Reproduce the listing exactly, with no pictures in your copy.
::::::
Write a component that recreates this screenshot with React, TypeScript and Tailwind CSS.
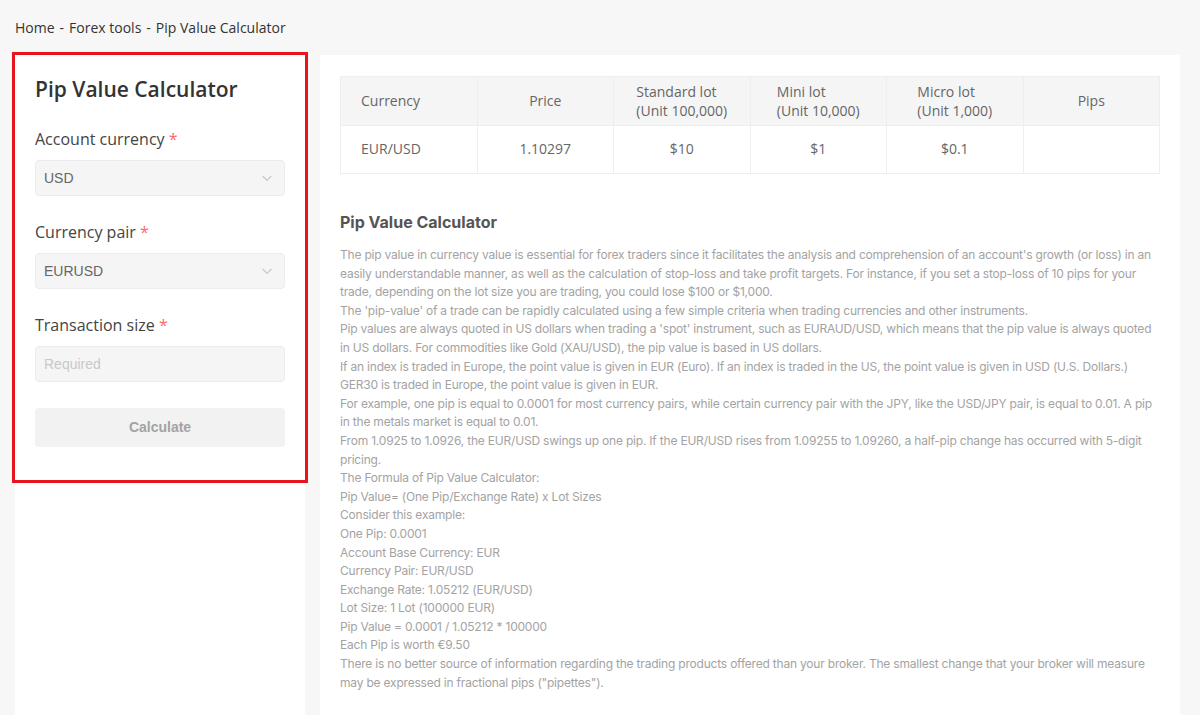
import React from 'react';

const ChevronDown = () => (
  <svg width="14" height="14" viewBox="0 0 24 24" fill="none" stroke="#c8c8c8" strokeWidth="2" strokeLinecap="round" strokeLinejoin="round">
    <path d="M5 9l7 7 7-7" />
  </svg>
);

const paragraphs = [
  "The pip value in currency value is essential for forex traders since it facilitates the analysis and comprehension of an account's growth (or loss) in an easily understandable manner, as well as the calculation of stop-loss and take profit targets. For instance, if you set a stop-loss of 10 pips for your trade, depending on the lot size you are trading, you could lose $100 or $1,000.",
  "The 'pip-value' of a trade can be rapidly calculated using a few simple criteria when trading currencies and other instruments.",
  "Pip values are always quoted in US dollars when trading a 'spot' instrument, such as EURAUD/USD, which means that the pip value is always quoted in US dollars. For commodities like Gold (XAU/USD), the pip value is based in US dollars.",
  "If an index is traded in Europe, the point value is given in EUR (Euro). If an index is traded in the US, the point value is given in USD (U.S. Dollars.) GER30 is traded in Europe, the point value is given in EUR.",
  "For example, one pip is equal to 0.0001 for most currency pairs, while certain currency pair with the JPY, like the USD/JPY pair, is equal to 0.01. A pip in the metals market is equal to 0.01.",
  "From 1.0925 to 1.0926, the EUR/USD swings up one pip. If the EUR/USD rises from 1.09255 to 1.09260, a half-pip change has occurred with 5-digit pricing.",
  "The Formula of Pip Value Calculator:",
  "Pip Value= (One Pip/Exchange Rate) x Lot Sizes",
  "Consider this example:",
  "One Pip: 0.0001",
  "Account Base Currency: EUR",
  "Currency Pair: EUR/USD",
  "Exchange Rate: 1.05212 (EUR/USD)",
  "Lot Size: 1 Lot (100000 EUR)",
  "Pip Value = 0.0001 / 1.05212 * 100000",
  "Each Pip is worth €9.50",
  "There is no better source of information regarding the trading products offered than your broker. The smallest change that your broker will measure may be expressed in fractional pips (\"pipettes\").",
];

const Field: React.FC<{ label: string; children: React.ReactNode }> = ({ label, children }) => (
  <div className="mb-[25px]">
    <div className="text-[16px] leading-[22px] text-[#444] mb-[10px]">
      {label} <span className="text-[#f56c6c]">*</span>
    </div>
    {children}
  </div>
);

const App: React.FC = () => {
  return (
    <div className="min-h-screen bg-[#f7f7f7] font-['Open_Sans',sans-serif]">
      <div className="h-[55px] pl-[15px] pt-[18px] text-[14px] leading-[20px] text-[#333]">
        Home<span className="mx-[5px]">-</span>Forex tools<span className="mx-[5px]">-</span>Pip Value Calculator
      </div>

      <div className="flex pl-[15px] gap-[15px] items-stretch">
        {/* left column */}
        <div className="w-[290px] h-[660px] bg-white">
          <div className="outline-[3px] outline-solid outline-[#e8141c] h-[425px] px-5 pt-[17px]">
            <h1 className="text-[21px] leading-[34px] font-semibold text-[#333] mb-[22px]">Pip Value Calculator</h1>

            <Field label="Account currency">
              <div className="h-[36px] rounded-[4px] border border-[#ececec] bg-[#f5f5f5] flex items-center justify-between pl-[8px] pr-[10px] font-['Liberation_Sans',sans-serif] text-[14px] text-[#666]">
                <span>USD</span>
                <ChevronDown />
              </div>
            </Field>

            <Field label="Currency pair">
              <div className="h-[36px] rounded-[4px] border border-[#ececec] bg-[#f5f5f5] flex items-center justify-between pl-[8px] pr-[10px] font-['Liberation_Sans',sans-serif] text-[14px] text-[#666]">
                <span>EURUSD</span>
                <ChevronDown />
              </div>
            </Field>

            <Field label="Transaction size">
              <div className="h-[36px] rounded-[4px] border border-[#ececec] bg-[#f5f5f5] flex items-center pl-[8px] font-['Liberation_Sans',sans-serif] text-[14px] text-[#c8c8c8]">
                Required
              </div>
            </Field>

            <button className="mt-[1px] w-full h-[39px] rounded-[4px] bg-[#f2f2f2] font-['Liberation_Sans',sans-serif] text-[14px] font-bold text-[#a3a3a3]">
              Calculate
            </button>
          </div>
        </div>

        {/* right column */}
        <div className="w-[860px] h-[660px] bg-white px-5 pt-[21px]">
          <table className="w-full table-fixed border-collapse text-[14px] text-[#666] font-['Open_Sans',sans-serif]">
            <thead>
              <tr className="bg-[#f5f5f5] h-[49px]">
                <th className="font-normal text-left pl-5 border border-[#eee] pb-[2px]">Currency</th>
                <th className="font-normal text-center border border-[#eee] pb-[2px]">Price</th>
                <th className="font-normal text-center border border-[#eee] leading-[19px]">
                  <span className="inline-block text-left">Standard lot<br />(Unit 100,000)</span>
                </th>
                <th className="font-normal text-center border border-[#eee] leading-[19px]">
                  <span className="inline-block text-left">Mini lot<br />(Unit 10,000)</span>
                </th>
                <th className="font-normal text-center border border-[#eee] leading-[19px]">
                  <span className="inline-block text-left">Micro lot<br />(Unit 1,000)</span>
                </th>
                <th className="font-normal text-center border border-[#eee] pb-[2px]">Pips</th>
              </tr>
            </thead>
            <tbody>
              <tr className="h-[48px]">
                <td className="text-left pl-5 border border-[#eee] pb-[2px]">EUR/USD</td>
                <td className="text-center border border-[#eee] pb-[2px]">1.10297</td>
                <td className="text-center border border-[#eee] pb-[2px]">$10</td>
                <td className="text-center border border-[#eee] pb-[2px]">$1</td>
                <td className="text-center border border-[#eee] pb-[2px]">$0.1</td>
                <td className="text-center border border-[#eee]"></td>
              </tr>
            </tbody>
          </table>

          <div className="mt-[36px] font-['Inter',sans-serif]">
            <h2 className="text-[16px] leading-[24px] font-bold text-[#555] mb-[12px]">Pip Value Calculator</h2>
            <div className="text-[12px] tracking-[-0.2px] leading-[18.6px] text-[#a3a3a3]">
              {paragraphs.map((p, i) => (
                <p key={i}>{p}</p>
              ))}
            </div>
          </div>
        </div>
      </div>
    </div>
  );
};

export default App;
::::::
→ FINISHED TASK
Write a component that recreates this screenshot with React, TypeScript and Tailwind CSS.
import React from 'react';

const ChevronDown = () => (
  <svg width="14" height="14" viewBox="0 0 24 24" fill="none" stroke="#c8c8c8" strokeWidth="2" strokeLinecap="round" strokeLinejoin="round">
    <path d="M5 9l7 7 7-7" />
  </svg>
);

const paragraphs = [
  "The pip value in currency value is essential for forex traders since it facilitates the analysis and comprehension of an account's growth (or loss) in an easily understandable manner, as well as the calculation of stop-loss and take profit targets. For instance, if you set a stop-loss of 10 pips for your trade, depending on the lot size you are trading, you could lose $100 or $1,000.",
  "The 'pip-value' of a trade can be rapidly calculated using a few simple criteria when trading currencies and other instruments.",
  "Pip values are always quoted in US dollars when trading a 'spot' instrument, such as EURAUD/USD, which means that the pip value is always quoted in US dollars. For commodities like Gold (XAU/USD), the pip value is based in US dollars.",
  "If an index is traded in Europe, the point value is given in EUR (Euro). If an index is traded in the US, the point value is given in USD (U.S. Dollars.) GER30 is traded in Europe, the point value is given in EUR.",
  "For example, one pip is equal to 0.0001 for most currency pairs, while certain currency pair with the JPY, like the USD/JPY pair, is equal to 0.01. A pip in the metals market is equal to 0.01.",
  "From 1.0925 to 1.0926, the EUR/USD swings up one pip. If the EUR/USD rises from 1.09255 to 1.09260, a half-pip change has occurred with 5-digit pricing.",
  "The Formula of Pip Value Calculator:",
  "Pip Value= (One Pip/Exchange Rate) x Lot Sizes",
  "Consider this example:",
  "One Pip: 0.0001",
  "Account Base Currency: EUR",
  "Currency Pair: EUR/USD",
  "Exchange Rate: 1.05212 (EUR/USD)",
  "Lot Size: 1 Lot (100000 EUR)",
  "Pip Value = 0.0001 / 1.05212 * 100000",
  "Each Pip is worth €9.50",
  "There is no better source of information regarding the trading products offered than your broker. The smallest change that your broker will measure may be expressed in fractional pips (\"pipettes\").",
];

const Field: React.FC<{ label: string; children: React.ReactNode }> = ({ label, children }) => (
  <div className="mb-[25px]">
    <div className="text-[16px] leading-[22px] text-[#444] mb-[10px]">
      {label} <span className="text-[#f56c6c]">*</span>
    </div>
    {children}
  </div>
);

const App: React.FC = () => {
  return (
    <div className="min-h-screen bg-[#f7f7f7] font-['Open_Sans',sans-serif]">
      <div className="h-[55px] pl-[15px] pt-[18px] text-[14px] leading-[20px] text-[#333]">
        Home<span className="mx-[5px]">-</span>Forex tools<span className="mx-[5px]">-</span>Pip Value Calculator
      </div>

      <div className="flex pl-[15px] gap-[15px] items-stretch">
        {/* left column */}
        <div className="w-[290px] h-[660px] bg-white">
          <div className="outline-[3px] outline-solid outline-[#e8141c] h-[425px] px-5 pt-[17px]">
            <h1 className="text-[21px] leading-[34px] font-semibold text-[#333] mb-[22px]">Pip Value Calculator</h1>

            <Field label="Account currency">
              <div className="h-[36px] rounded-[4px] border border-[#ececec] bg-[#f5f5f5] flex items-center justify-between pl-[8px] pr-[10px] font-['Liberation_Sans',sans-serif] text-[14px] text-[#666]">
                <span>USD</span>
                <ChevronDown />
              </div>
            </Field>

            <Field label="Currency pair">
              <div className="h-[36px] rounded-[4px] border border-[#ececec] bg-[#f5f5f5] flex items-center justify-between pl-[8px] pr-[10px] font-['Liberation_Sans',sans-serif] text-[14px] text-[#666]">
                <span>EURUSD</span>
                <ChevronDown />
              </div>
            </Field>

            <Field label="Transaction size">
              <div className="h-[36px] rounded-[4px] border border-[#ececec] bg-[#f5f5f5] flex items-center pl-[8px] font-['Liberation_Sans',sans-serif] text-[14px] text-[#c8c8c8]">
                Required
              </div>
            </Field>

            <button className="mt-[1px] w-full h-[39px] rounded-[4px] bg-[#f2f2f2] font-['Liberation_Sans',sans-serif] text-[14px] font-bold text-[#a3a3a3]">
              Calculate
            </button>
          </div>
        </div>

        {/* right column */}
        <div className="w-[860px] h-[660px] bg-white px-5 pt-[21px]">
          <table className="w-full table-fixed border-collapse text-[14px] text-[#666] font-['Open_Sans',sans-serif]">
            <thead>
              <tr className="bg-[#f5f5f5] h-[49px]">
                <th className="font-normal text-left pl-5 border border-[#eee] pb-[2px]">Currency</th>
                <th className="font-normal text-center border border-[#eee] pb-[2px]">Price</th>
                <th className="font-normal text-center border border-[#eee] leading-[19px]">
                  <span className="inline-block text-left">Standard lot<br />(Unit 100,000)</span>
                </th>
                <th className="font-normal text-center border border-[#eee] leading-[19px]">
                  <span className="inline-block text-left">Mini lot<br />(Unit 10,000)</span>
                </th>
                <th className="font-normal text-center border border-[#eee] leading-[19px]">
                  <span className="inline-block text-left">Micro lot<br />(Unit 1,000)</span>
                </th>
                <th className="font-normal text-center border border-[#eee] pb-[2px]">Pips</th>
              </tr>
            </thead>
            <tbody>
              <tr className="h-[48px]">
                <td className="text-left pl-5 border border-[#eee] pb-[2px]">EUR/USD</td>
                <td className="text-center border border-[#eee] pb-[2px]">1.10297</td>
                <td className="text-center border border-[#eee] pb-[2px]">$10</td>
                <td className="text-center border border-[#eee] pb-[2px]">$1</td>
                <td className="text-center border border-[#eee] pb-[2px]">$0.1</td>
                <td className="text-center border border-[#eee]"></td>
              </tr>
            </tbody>
          </table>

          <div className="mt-[36px] font-['Inter',sans-serif]">
            <h2 className="text-[16px] leading-[24px] font-bold text-[#555] mb-[12px]">Pip Value Calculator</h2>
            <div className="text-[12px] tracking-[-0.2px] leading-[18.6px] text-[#a3a3a3]">
              {paragraphs.map((p, i) => (
                <p key={i}>{p}</p>
              ))}
            </div>
          </div>
        </div>
      </div>
    </div>
  );
};

export default App;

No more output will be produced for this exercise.